Project type: Land Use and Forestry
Project location: Glarus, Switzerland
Annual CO₂ reduction: 3,100 t CO₂e (total reduction)
Thanks to this project, moorland in the Schwändital valley in Glarus can be restored to its natural state, resulting in the release of less greenhouse gas into the atmosphere. But climate protection is not the only advantage of rewetting this moorland; it also benefits biodiversity, the water balance and the local construction industry.
In their natural state, moors have enormous carbon storage potential. Globally, moors store 30 per cent of soil carbon, despite the fact that they cover only three per cent of the world’s surface. In the past, many of Switzerland’s moors were dried out using drainage ditches in order to use the land for agriculture or to remove peat. Although they have been protected since the Rothenthurm Initiative in 1987, two thirds of the country’s over 500 moors are still in their drained state due to a lack of money. Carbon dioxide is released into the atmosphere continuously. Rewetting is the only thing that guarantees that a drained moor once again becomes a long-term carbon storage facility.

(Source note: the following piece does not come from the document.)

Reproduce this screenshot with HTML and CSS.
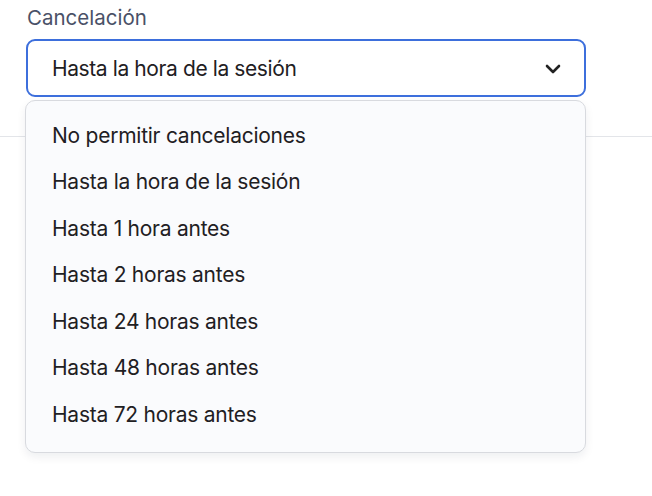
FILE: index.html
```html
<!DOCTYPE html>
<html lang="es">
<head>
<meta charset="utf-8">
<title>Cancelación</title>
<link rel="stylesheet" href="styles.css">
</head>
<body>
<div class="page">
  <div class="field">
    <label class="label">Cancelación</label>
    <div class="select">
      <span class="select-value">Hasta la hora de la sesión</span>
      <svg class="chevron" width="16" height="10" viewBox="0 0 16 10"><path d="M2 2 L8 8 L14 2" fill="none" stroke="#222" stroke-width="2.6" stroke-linecap="round" stroke-linejoin="round"/></svg>
    </div>
    <ul class="menu">
      <li class="option">No permitir cancelaciones</li>
      <li class="option">Hasta la hora de la sesión</li>
      <li class="option">Hasta 1 hora antes</li>
      <li class="option">Hasta 2 horas antes</li>
      <li class="option">Hasta 24 horas antes</li>
      <li class="option">Hasta 48 horas antes</li>
      <li class="option">Hasta 72 horas antes</li>
    </ul>
  </div>
  <div class="divider"></div>
</div>
</body>
</html>
```

FILE: styles.css
```css
* { box-sizing: border-box; }
html, body { margin: 0; padding: 0; background: #ffffff; }
body {
  font-family: Inter, "Noto Sans", sans-serif;
  color: #222326;
  width: 652px;
  height: 496px;
  overflow: hidden;
}
.page { position: relative; }
.field {
  position: relative;
  padding: 5px 66px 0 26px;
}
.label {
  display: block;
  font-size: 20.5px;
  line-height: 26px;
  color: #4a5167;
  padding-left: 1px;
  letter-spacing: 0;
  margin-bottom: 8px;
}
.select {
  height: 58px;
  border: 2px solid #3d6fdc;
  border-radius: 9px;
  display: flex;
  align-items: center;
  justify-content: space-between;
  padding: 0 23px 0 24px;
}
.select-value {
  font-size: 21px;
  letter-spacing: -0.4px;
  color: #1f2023;
}
.chevron { display: block; margin-top: 1px; }
.divider {
  margin-top: 39px;
  border-top: 1px solid #e3e5e9;
}
.menu {
  position: absolute;
  top: 100px;
  left: 25px;
  width: 561px;
  height: 353px;
  margin: 0;
  padding: 11px 0 0 0;
  list-style: none;
  background: #fafbfd;
  border: 1px solid #d8dadf;
  border-radius: 10px;
  box-shadow: 0 4px 10px rgba(20, 30, 50, 0.07);
}
.option {
  height: 46.5px;
  display: flex;
  align-items: center;
  padding-left: 26px;
  font-size: 21px;
  letter-spacing: -0.25px;
  color: #1f2023;
}
```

The Gross Moos in Schwändital in the Canton of Glarus – a moor of national significance – has not yet been rewetted due to a lack of financial resources. The climate protection project fills this financing gap and is thus crucial for the restoration project. The owner of the renaturation project is the Alpkorporation Vorderschwändi. The project is co-financed by federal and cantonal contributions (Glarus).
When a moor has been drained, oxygen penetrates into the soil and converts the carbon bound in the peat into carbon dioxide, which escapes into the atmosphere. To rewet a moor, the drainage ditches have to be blocked using construction measures. Once moorland has been returned to its natural, intact state, the high water level inhibits the decomposition of the organic material, in which large quantities of carbon are permanently stored. The climate protection project is possible thanks to a new methodology developed by the Swiss Federal Institute for Forest, Snow and Landscape Research, which estimates the volume of CO₂ emissions that are avoided thanks to rewetting. According to this approach, the top 50 cm of the peat bind potential emissions of over 1,000 tonnes of carbon dioxide per hectare for the next 50 to 100 years.
The tiny sphagnum moss plants with their enormous water storage capacity and ability to capture carbon dioxide from the atmosphere in the soil need to do us an important service in an era of global change. We would thus do well to ensure their survival now.
Moors are not protected for nothing. They are hotspots of biodiversity. Intact moors offer habitats for rare or even endangered species of animals and plants. Restoration also improves flood protection, water pollution control, the microclimate and the landscape. It offers the local population a place for recreation. The money for restoring the moor mostly flows into regional trade and industry.